Giovannoni asked the French Academy of Sciences to send digital scans of more of Scott's papers, which arrived on March 1.

"When I opened up the file I nearly fell off my chair," he said. "We had beautifully recorded and preserved phonautograms, many of which had dates on them."

While Giovannoni was excited by the images, they still needed to be translated into something audible.

Creating sound from lines scrawled on sooty paper was a job for Lawrence Berkeley lab scientists Carl Haber and Earl Cornell. Haber and Cornell had previously created sound from phonautograms that Edison had created in 1878 of train sounds.

The scientists used high-tech optical imaging and a "virtual stylus" to read the lines recorded on Scott's sooty paper. They immediately got sound, but because the phonautograph recordings were made using a hand-cranked device, the speed varied, changing the singer's pitch.

"If someone's singing at middle C and the crank speeds up and slows down, the waves change shape and are shifting," said Cornell. "We had a tuning fork side by side with the recording, so you can correct the sound and speed variations."

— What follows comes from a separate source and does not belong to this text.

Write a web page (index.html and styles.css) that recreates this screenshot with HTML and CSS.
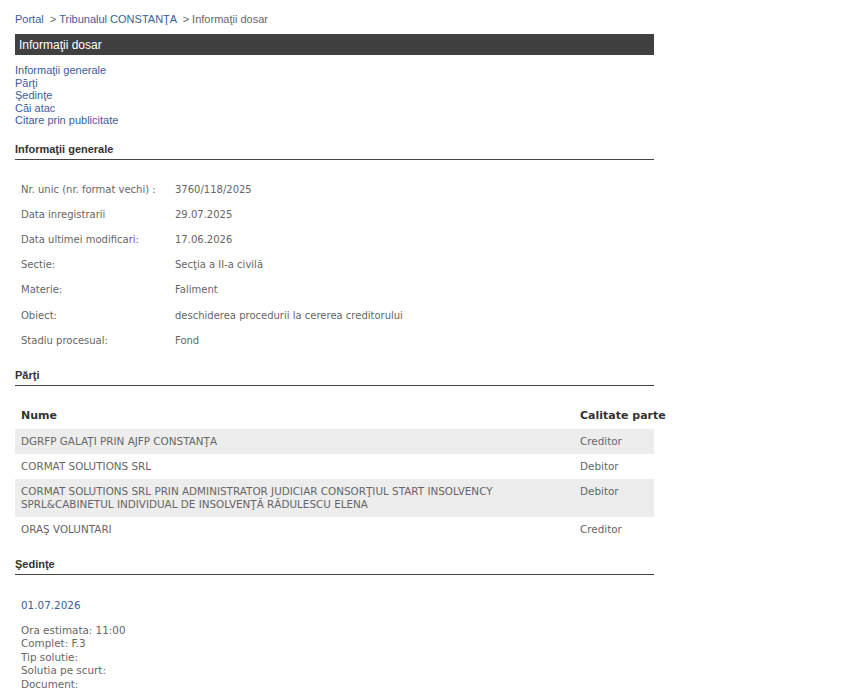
FILE: index.html
```html
<!DOCTYPE html>
<html lang="ro">
<head>
    <meta charset="UTF-8">
    <title>Informaţii dosar</title>
    <link rel="stylesheet" href="styles.css">
</head>
<body>
    <div class="page">
        <div class="breadcrumb">
            <a href="#">Portal</a> &nbsp;&gt; <a href="#">Tribunalul CONSTANŢA</a> &nbsp;&gt; Informaţii dosar
        </div>

        <div class="title-bar">Informaţii dosar</div>

        <ul class="anchors">
            <li><a href="#generale">Informaţii generale</a></li>
            <li><a href="#parti">Părţi</a></li>
            <li><a href="#sedinte">Şedinţe</a></li>
            <li><a href="#cai">Căi atac</a></li>
            <li><a href="#citare">Citare prin publicitate</a></li>
        </ul>

        <h2 class="section-title" id="generale">Informaţii generale</h2>
        <table class="info">
            <tr><td class="label">Nr. unic (nr. format vechi) :</td><td>3760/118/2025</td></tr>
            <tr><td class="label">Data inregistrarii</td><td>29.07.2025</td></tr>
            <tr><td class="label">Data ultimei modificari:</td><td>17.06.2026</td></tr>
            <tr><td class="label">Sectie:</td><td>Secţia a II-a civilă</td></tr>
            <tr><td class="label">Materie:</td><td>Faliment</td></tr>
            <tr><td class="label">Obiect:</td><td>deschiderea procedurii la cererea creditorului</td></tr>
            <tr><td class="label">Stadiu procesual:</td><td>Fond</td></tr>
        </table>

        <h2 class="section-title" id="parti">Părţi</h2>
        <table class="parties">
            <colgroup>
                <col>
                <col class="role-col">
            </colgroup>
            <thead>
                <tr><th>Nume</th><th>Calitate parte</th></tr>
            </thead>
            <tbody>
                <tr><td>DGRFP GALAŢI PRIN AJFP CONSTANŢA</td><td>Creditor</td></tr>
                <tr><td>CORMAT SOLUTIONS SRL</td><td>Debitor</td></tr>
                <tr><td>CORMAT SOLUTIONS SRL PRIN ADMINISTRATOR JUDICIAR CONSORŢIUL START INSOLVENCY SPRL&amp;CABINETUL INDIVIDUAL DE INSOLVENŢĂ RĂDULESCU ELENA</td><td>Debitor</td></tr>
                <tr><td>ORAŞ VOLUNTARI</td><td>Creditor</td></tr>
            </tbody>
        </table>

        <h2 class="section-title" id="sedinte">Şedinţe</h2>
        <div class="hearing">
            <div class="hearing-date">01.07.2026</div>
            <div class="hearing-details">
                Ora estimata: 11:00<br>
                Complet: F.3<br>
                Tip solutie:<br>
                Solutia pe scurt:<br>
                Document:
            </div>
        </div>
    </div>
</body>
</html>
```

FILE: styles.css
```css
body {
    margin: 0;
    background: #fff;
    font-family: "Liberation Sans", Arial, sans-serif;
    color: #555;
}
a {
    color: #3b5e98;
    text-decoration: none;
}
.page {
    width: 639px;
    padding: 12px 15px 0;
}
.breadcrumb {
    font-size: 11px;
    color: #666;
    line-height: 14px;
}
.title-bar {
    margin-top: 8px;
    background: #404040;
    color: #fff;
    font-size: 12px;
    line-height: 20px;
    padding: 1px 4px 0;
    height: 21px;
    box-sizing: border-box;
}
.anchors {
    list-style: none;
    margin: 9px 0 0;
    padding: 0;
    font-size: 11px;
    line-height: 12.5px;
}
.section-title {
    font-size: 11px;
    font-weight: bold;
    color: #333;
    margin: 15px 0 0;
    padding-bottom: 3px;
    border-bottom: 1px solid #444;
    line-height: 14px;
}
.info {
    border-collapse: collapse;
    margin-top: 17px;
    font-family: "DejaVu Sans", Verdana, sans-serif;
    font-size: 10px;
    color: #666;
}
.info td {
    padding: 0 6px;
    height: 25.2px;
    vertical-align: middle;
}
.info td.label {
    width: 142px;
}
.parties {
    width: 100%;
    table-layout: fixed;
    border-collapse: collapse;
    margin-top: 18px;
    font-family: "DejaVu Sans", Verdana, sans-serif;
    font-size: 10.4px;
    color: #666;
}
.parties .role-col {
    width: 80px;
}
.parties th {
    text-align: left;
    font-size: 11px;
    color: #333;
    padding: 5px 6px 7px;
    white-space: nowrap;
}
.parties td {
    padding: 6.5px 6px 5.5px;
    line-height: 13px;
    vertical-align: top;
}
.parties tbody tr:nth-child(odd) {
    background: #ededed;
}
.hearing {
    font-family: "DejaVu Sans", Verdana, sans-serif;
    font-size: 10.4px;
    color: #666;
    padding: 0 6px;
}
.hearing-date {
    color: #3b5e98;
    margin-top: 24px;
}
.hearing-details {
    margin-top: 13px;
    line-height: 13.5px;
}
```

On March 3, Haber and Cornell sent audio back to Giovannoni. The recording was further fine-tuned to help bring the voice out from behind the static.

"When I first heard the recording as you hear it ... it was magical, so ethereal," Giovannoni said. "The fact is it's recorded in smoke. The voice is coming out from behind this screen of aural smoke."

Though Scott never intended for anyone to listen to his phonautograms, the result of this work will be played Friday at the annual conference of the Association for Recorded Sound Collections at Stanford University.

Now that the technology exists to mine sound from century-old scratchings, Giovannoni said, more ghostly voices from the past could be on the way.

"We hope we have more to listen to soon," he said.